> Task description
In the listing below, locate the lines bearing the word "this". Copy every one of them.

-- START OF Information provided --

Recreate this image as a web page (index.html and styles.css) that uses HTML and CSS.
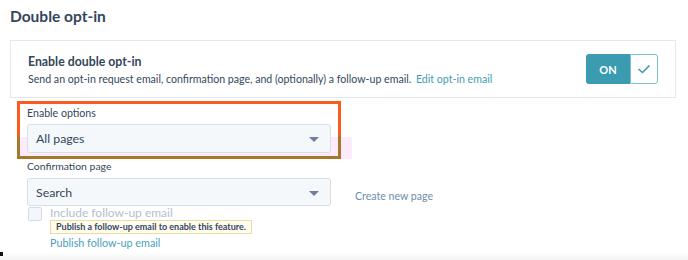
FILE: index.html
```html
<!DOCTYPE html>
<html lang="en">
<head>
  <meta charset="UTF-8" />
  <title>Double opt-in</title>
  <link rel="stylesheet" href="styles.css">
</head>
<body>
  <div class="page">
    <h1>Double opt-in</h1>

    <div class="card">
      <div class="card-text">
        <h2>Enable double opt-in</h2>
        <p>Send an opt-in request email, confirmation page, and (optionally) a follow-up email. <a href="#">Edit opt-in email</a></p>
      </div>
      <div class="toggle">
        <span class="toggle-on">ON</span>
        <span class="toggle-check">
          <svg width="14" height="10" viewBox="0 0 14 10"><path d="M1.5 5 L5.5 8.5 L12.5 1.5" fill="none" stroke="#3a9bb1" stroke-width="1.6"/></svg>
        </span>
      </div>
    </div>

    <div class="options">
      <div class="highlight"></div>
      <div class="annotated">
        <label class="field-label">Enable options</label>
        <div class="select">All pages<span class="caret"></span></div>
      </div>

      <label class="field-label field-label-second">Confirmation page</label>
      <div class="select-row">
        <div class="select">Search<span class="caret"></span></div>
        <a class="muted-link" href="#">Create new page</a>
      </div>

      <div class="checkbox-row">
        <span class="checkbox"></span>
        <span class="checkbox-label">Include follow-up email</span>
      </div>
      <div class="hint">Publish a follow-up email to enable this feature.</div>
      <a class="link" href="#">Publish follow-up email</a>
    </div>
  </div>
  <div class="bottom-shade"><span class="corner-mark"></span></div>
</body>
</html>
```

FILE: styles.css
```css
* {
  box-sizing: border-box;
}

body {
  margin: 0;
  font-family: Lato, "Open Sans", sans-serif;
  color: #33475b;
  background: #fff;
  height: 260px;
  overflow: hidden;
  position: relative;
}

.page {
  padding: 0 12px 0 10px;
}

h1 {
  font-size: 15.5px;
  font-weight: 700;
  margin: 0;
  padding-top: 7px;
  height: 40px;
}

.card {
  display: flex;
  align-items: center;
  justify-content: space-between;
  border: 1px solid #e3e8ee;
  height: 58px;
  padding: 0 17px;
}

.card h2 {
  font-size: 12.3px;
  font-weight: 700;
  margin: 0 0 4px;
}

.card p {
  font-size: 10.6px;
  margin: 0;
}

a {
  color: #3f9cb5;
  text-decoration: none;
}

.card p a {
  margin-left: 2px;
}

.toggle {
  display: flex;
  height: 30px;
}

.toggle-on {
  width: 44px;
  background: #3a9bb1;
  color: #fff;
  font-size: 11px;
  font-weight: 700;
  display: flex;
  align-items: center;
  justify-content: center;
  border-radius: 3px 0 0 3px;
}

.toggle-check {
  width: 28px;
  border: 1px solid #7cc0cf;
  border-radius: 0 3px 3px 0;
  display: flex;
  align-items: center;
  justify-content: center;
  background: #fff;
}

.options {
  position: relative;
  padding-left: 7px;
  padding-top: 3px;
}

.highlight {
  position: absolute;
  left: 10px;
  top: 39px;
  width: 332px;
  height: 22px;
  background: #fdeafa;
}

.annotated {
  position: relative;
  width: 324px;
  height: 58px;
  border: 3px solid;
  border-image: linear-gradient(to bottom, #fc5a1e 62%, #a8782a 62%) 1;
  padding: 3px 0 0 7px;
}

.field-label {
  display: block;
  font-size: 10.6px;
  line-height: 13px;
  color: #33475b;
  margin-bottom: 4px;
}

.field-label-second {
  margin: 1px 0 5px 10px;
  font-size: 10.4px;
}

.select {
  position: relative;
  flex: none;
  width: 304px;
  height: 29px;
  background: #f5f8fa;
  border: 1px solid #d6e0ea;
  border-radius: 3px;
  font-size: 12.3px;
  padding: 6px 8px;
}

.caret {
  position: absolute;
  right: 11px;
  top: 12px;
  border-left: 5px solid transparent;
  border-right: 5px solid transparent;
  border-top: 5px solid #6e7e9e;
}

.select-row {
  display: flex;
  align-items: flex-start;
  padding-left: 10px;
}

.select-row .select {
  height: 28px;
}

.muted-link {
  color: #6d8eac;
  font-size: 10.6px;
  line-height: 13px;
  margin-left: 24px;
  padding-top: 12px;
}

.checkbox-row {
  display: flex;
  align-items: flex-start;
  padding-left: 11px;
  margin-top: 1px;
  height: 14px;
}

.checkbox {
  width: 14px;
  height: 14px;
  border: 1px solid #d3dce8;
  background: #f3f6fa;
  border-radius: 2px;
}

.checkbox-label {
  font-size: 12px;
  line-height: 12px;
  color: #b3c0d0;
  margin-left: 8px;
  margin-top: 0;
}

.hint {
  width: fit-content;
  margin: -1px 0 0 33px;
  font-size: 9px;
  line-height: 12px;
  font-weight: 700;
  color: #33475b;
  background: #fffdf2;
  border: 1px solid #f0dc9a;
  padding: 0 5px;
}

.link {
  display: block;
  font-size: 10.8px;
  line-height: 13px;
  margin: 2px 0 0 33px;
  color: #4a9fba;
}

.bottom-shade {
  position: absolute;
  left: 0;
  right: 0;
  bottom: 0;
  height: 8px;
  background: linear-gradient(to bottom, #ffffff, #f3f3f3);
}

.corner-mark {
  position: absolute;
  left: 0;
  top: 0;
  width: 3px;
  height: 4px;
  background: #111;
}
```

-- END OF Information provided --

> Complete answer
Recreate this image as a web page (index.html and styles.css) that uses HTML and CSS.
      <div class="hint">Publish a follow-up email to enable this feature.</div>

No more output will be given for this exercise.